* BEGIN GIVEN MATERIAL *

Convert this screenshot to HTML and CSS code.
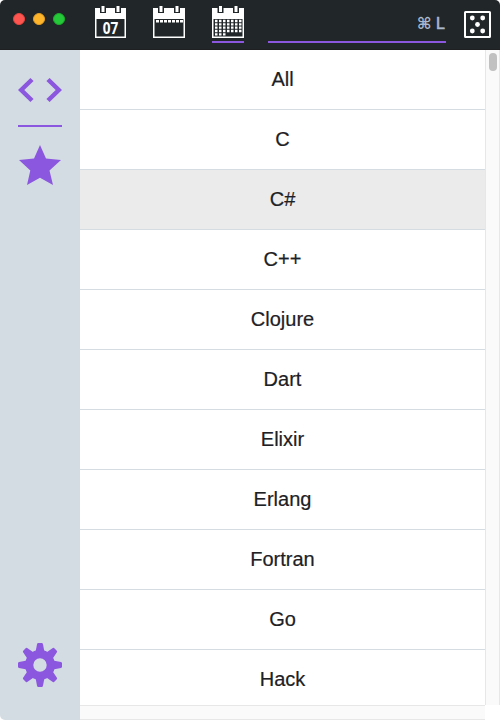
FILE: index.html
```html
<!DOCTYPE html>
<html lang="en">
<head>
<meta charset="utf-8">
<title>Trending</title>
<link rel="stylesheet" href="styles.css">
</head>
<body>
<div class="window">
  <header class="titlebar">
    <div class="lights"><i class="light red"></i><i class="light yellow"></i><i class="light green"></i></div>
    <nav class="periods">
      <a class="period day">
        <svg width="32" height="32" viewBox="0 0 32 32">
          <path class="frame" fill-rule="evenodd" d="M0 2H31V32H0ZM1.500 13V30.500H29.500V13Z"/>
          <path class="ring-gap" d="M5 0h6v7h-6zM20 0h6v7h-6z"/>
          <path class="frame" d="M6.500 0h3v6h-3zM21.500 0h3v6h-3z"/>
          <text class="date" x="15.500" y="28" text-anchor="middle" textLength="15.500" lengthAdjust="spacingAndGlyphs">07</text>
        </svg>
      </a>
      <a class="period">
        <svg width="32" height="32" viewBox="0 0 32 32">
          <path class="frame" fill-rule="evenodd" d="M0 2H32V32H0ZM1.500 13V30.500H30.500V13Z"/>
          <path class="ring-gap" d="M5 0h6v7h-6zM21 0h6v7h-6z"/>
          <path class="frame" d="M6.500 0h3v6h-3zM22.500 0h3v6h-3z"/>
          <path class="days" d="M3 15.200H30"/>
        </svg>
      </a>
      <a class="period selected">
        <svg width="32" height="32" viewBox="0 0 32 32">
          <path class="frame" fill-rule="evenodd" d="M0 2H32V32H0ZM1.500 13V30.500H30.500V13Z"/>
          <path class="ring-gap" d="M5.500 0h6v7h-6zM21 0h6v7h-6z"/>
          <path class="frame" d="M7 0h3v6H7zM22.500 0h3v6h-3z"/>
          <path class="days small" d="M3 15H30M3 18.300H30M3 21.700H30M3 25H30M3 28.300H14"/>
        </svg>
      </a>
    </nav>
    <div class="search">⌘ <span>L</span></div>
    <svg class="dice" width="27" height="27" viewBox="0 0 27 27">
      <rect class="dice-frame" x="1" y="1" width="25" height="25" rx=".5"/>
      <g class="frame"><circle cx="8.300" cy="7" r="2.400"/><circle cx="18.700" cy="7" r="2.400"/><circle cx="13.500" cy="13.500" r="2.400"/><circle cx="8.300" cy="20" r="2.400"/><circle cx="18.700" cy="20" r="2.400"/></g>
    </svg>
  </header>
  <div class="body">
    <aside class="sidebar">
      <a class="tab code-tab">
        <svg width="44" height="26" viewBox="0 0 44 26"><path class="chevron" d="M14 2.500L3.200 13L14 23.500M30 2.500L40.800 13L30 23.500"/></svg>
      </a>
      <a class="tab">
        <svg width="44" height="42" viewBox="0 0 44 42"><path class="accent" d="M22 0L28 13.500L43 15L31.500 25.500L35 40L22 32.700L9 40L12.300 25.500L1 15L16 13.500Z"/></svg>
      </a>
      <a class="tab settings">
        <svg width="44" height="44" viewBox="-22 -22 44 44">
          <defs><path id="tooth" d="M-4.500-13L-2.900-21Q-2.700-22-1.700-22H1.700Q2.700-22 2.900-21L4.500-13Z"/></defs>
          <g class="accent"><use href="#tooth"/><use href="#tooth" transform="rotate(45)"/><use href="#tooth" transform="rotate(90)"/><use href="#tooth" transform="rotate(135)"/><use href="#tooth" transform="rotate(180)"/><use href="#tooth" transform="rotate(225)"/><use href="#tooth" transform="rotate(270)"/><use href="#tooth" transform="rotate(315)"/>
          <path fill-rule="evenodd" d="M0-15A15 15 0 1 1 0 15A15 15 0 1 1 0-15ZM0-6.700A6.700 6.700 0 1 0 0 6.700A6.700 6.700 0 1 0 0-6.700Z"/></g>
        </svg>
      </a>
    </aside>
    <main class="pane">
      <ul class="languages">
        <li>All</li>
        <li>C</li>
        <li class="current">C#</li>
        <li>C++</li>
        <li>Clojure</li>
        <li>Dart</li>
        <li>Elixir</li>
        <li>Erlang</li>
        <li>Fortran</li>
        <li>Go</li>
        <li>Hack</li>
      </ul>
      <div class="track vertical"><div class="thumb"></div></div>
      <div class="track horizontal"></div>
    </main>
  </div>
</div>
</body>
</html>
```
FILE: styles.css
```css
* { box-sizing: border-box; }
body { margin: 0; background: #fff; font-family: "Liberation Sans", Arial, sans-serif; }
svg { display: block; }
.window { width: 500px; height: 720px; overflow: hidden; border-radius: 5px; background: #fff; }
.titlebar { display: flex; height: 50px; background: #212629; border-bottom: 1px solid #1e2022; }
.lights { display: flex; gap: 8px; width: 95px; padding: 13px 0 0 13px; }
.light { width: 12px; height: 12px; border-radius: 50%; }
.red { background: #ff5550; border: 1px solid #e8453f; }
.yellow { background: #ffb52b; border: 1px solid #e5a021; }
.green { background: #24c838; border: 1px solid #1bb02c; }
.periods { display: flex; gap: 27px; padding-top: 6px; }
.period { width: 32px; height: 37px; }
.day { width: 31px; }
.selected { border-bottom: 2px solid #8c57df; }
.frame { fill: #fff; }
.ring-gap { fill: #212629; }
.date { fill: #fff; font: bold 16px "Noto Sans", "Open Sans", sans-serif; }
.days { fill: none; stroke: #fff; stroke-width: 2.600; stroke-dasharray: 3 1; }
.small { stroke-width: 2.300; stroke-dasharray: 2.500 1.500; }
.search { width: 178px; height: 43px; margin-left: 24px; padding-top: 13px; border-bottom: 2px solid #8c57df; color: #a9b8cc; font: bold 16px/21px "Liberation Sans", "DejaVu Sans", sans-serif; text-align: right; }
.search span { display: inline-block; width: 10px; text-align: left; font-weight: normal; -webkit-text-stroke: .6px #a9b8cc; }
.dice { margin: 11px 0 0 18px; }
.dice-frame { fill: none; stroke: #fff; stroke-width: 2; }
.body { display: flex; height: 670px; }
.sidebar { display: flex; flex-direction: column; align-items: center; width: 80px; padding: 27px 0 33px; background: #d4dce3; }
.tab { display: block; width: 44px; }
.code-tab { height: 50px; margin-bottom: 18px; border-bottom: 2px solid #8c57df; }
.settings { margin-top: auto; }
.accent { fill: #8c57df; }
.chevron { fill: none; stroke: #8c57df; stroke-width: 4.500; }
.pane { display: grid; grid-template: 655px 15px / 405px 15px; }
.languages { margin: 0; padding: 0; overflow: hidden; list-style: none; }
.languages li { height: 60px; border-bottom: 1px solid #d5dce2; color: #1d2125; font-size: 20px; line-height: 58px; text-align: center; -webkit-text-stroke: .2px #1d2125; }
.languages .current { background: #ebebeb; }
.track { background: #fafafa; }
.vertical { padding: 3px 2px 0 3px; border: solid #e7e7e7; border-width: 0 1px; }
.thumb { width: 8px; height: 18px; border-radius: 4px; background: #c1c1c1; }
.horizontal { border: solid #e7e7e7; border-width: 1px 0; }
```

* END GIVEN MATERIAL *

Reproduce the material in full, word for word, and omit the pictures.

* [RIGHT ANSWER]:
Convert this screenshot to HTML and CSS code.
FILE: index.html
```html
<!DOCTYPE html>
<html lang="en">
<head>
<meta charset="utf-8">
<title>Trending</title>
<link rel="stylesheet" href="styles.css">
</head>
<body>
<div class="window">
  <header class="titlebar">
    <div class="lights"><i class="light red"></i><i class="light yellow"></i><i class="light green"></i></div>
    <nav class="periods">
      <a class="period day">
        <svg width="32" height="32" viewBox="0 0 32 32">
          <path class="frame" fill-rule="evenodd" d="M0 2H31V32H0ZM1.500 13V30.500H29.500V13Z"/>
          <path class="ring-gap" d="M5 0h6v7h-6zM20 0h6v7h-6z"/>
          <path class="frame" d="M6.500 0h3v6h-3zM21.500 0h3v6h-3z"/>
          <text class="date" x="15.500" y="28" text-anchor="middle" textLength="15.500" lengthAdjust="spacingAndGlyphs">07</text>
        </svg>
      </a>
      <a class="period">
        <svg width="32" height="32" viewBox="0 0 32 32">
          <path class="frame" fill-rule="evenodd" d="M0 2H32V32H0ZM1.500 13V30.500H30.500V13Z"/>
          <path class="ring-gap" d="M5 0h6v7h-6zM21 0h6v7h-6z"/>
          <path class="frame" d="M6.500 0h3v6h-3zM22.500 0h3v6h-3z"/>
          <path class="days" d="M3 15.200H30"/>
        </svg>
      </a>
      <a class="period selected">
        <svg width="32" height="32" viewBox="0 0 32 32">
          <path class="frame" fill-rule="evenodd" d="M0 2H32V32H0ZM1.500 13V30.500H30.500V13Z"/>
          <path class="ring-gap" d="M5.500 0h6v7h-6zM21 0h6v7h-6z"/>
          <path class="frame" d="M7 0h3v6H7zM22.500 0h3v6h-3z"/>
          <path class="days small" d="M3 15H30M3 18.300H30M3 21.700H30M3 25H30M3 28.300H14"/>
        </svg>
      </a>
    </nav>
    <div class="search">⌘ <span>L</span></div>
    <svg class="dice" width="27" height="27" viewBox="0 0 27 27">
      <rect class="dice-frame" x="1" y="1" width="25" height="25" rx=".5"/>
      <g class="frame"><circle cx="8.300" cy="7" r="2.400"/><circle cx="18.700" cy="7" r="2.400"/><circle cx="13.500" cy="13.500" r="2.400"/><circle cx="8.300" cy="20" r="2.400"/><circle cx="18.700" cy="20" r="2.400"/></g>
    </svg>
  </header>
  <div class="body">
    <aside class="sidebar">
      <a class="tab code-tab">
        <svg width="44" height="26" viewBox="0 0 44 26"><path class="chevron" d="M14 2.500L3.200 13L14 23.500M30 2.500L40.800 13L30 23.500"/></svg>
      </a>
      <a class="tab">
        <svg width="44" height="42" viewBox="0 0 44 42"><path class="accent" d="M22 0L28 13.500L43 15L31.500 25.500L35 40L22 32.700L9 40L12.300 25.500L1 15L16 13.500Z"/></svg>
      </a>
      <a class="tab settings">
        <svg width="44" height="44" viewBox="-22 -22 44 44">
          <defs><path id="tooth" d="M-4.500-13L-2.900-21Q-2.700-22-1.700-22H1.700Q2.700-22 2.900-21L4.500-13Z"/></defs>
          <g class="accent"><use href="#tooth"/><use href="#tooth" transform="rotate(45)"/><use href="#tooth" transform="rotate(90)"/><use href="#tooth" transform="rotate(135)"/><use href="#tooth" transform="rotate(180)"/><use href="#tooth" transform="rotate(225)"/><use href="#tooth" transform="rotate(270)"/><use href="#tooth" transform="rotate(315)"/>
          <path fill-rule="evenodd" d="M0-15A15 15 0 1 1 0 15A15 15 0 1 1 0-15ZM0-6.700A6.700 6.700 0 1 0 0 6.700A6.700 6.700 0 1 0 0-6.700Z"/></g>
        </svg>
      </a>
    </aside>
    <main class="pane">
      <ul class="languages">
        <li>All</li>
        <li>C</li>
        <li class="current">C#</li>
        <li>C++</li>
        <li>Clojure</li>
        <li>Dart</li>
        <li>Elixir</li>
        <li>Erlang</li>
        <li>Fortran</li>
        <li>Go</li>
        <li>Hack</li>
      </ul>
      <div class="track vertical"><div class="thumb"></div></div>
      <div class="track horizontal"></div>
    </main>
  </div>
</div>
</body>
</html>
```
FILE: styles.css
```css
* { box-sizing: border-box; }
body { margin: 0; background: #fff; font-family: "Liberation Sans", Arial, sans-serif; }
svg { display: block; }
.window { width: 500px; height: 720px; overflow: hidden; border-radius: 5px; background: #fff; }
.titlebar { display: flex; height: 50px; background: #212629; border-bottom: 1px solid #1e2022; }
.lights { display: flex; gap: 8px; width: 95px; padding: 13px 0 0 13px; }
.light { width: 12px; height: 12px; border-radius: 50%; }
.red { background: #ff5550; border: 1px solid #e8453f; }
.yellow { background: #ffb52b; border: 1px solid #e5a021; }
.green { background: #24c838; border: 1px solid #1bb02c; }
.periods { display: flex; gap: 27px; padding-top: 6px; }
.period { width: 32px; height: 37px; }
.day { width: 31px; }
.selected { border-bottom: 2px solid #8c57df; }
.frame { fill: #fff; }
.ring-gap { fill: #212629; }
.date { fill: #fff; font: bold 16px "Noto Sans", "Open Sans", sans-serif; }
.days { fill: none; stroke: #fff; stroke-width: 2.600; stroke-dasharray: 3 1; }
.small { stroke-width: 2.300; stroke-dasharray: 2.500 1.500; }
.search { width: 178px; height: 43px; margin-left: 24px; padding-top: 13px; border-bottom: 2px solid #8c57df; color: #a9b8cc; font: bold 16px/21px "Liberation Sans", "DejaVu Sans", sans-serif; text-align: right; }
.search span { display: inline-block; width: 10px; text-align: left; font-weight: normal; -webkit-text-stroke: .6px #a9b8cc; }
.dice { margin: 11px 0 0 18px; }
.dice-frame { fill: none; stroke: #fff; stroke-width: 2; }
.body { display: flex; height: 670px; }
.sidebar { display: flex; flex-direction: column; align-items: center; width: 80px; padding: 27px 0 33px; background: #d4dce3; }
.tab { display: block; width: 44px; }
.code-tab { height: 50px; margin-bottom: 18px; border-bottom: 2px solid #8c57df; }
.settings { margin-top: auto; }
.accent { fill: #8c57df; }
.chevron { fill: none; stroke: #8c57df; stroke-width: 4.500; }
.pane { display: grid; grid-template: 655px 15px / 405px 15px; }
.languages { margin: 0; padding: 0; overflow: hidden; list-style: none; }
.languages li { height: 60px; border-bottom: 1px solid #d5dce2; color: #1d2125; font-size: 20px; line-height: 58px; text-align: center; -webkit-text-stroke: .2px #1d2125; }
.languages .current { background: #ebebeb; }
.track { background: #fafafa; }
.vertical { padding: 3px 2px 0 3px; border: solid #e7e7e7; border-width: 0 1px; }
.thumb { width: 8px; height: 18px; border-radius: 4px; background: #c1c1c1; }
.horizontal { border: solid #e7e7e7; border-width: 1px 0; }
```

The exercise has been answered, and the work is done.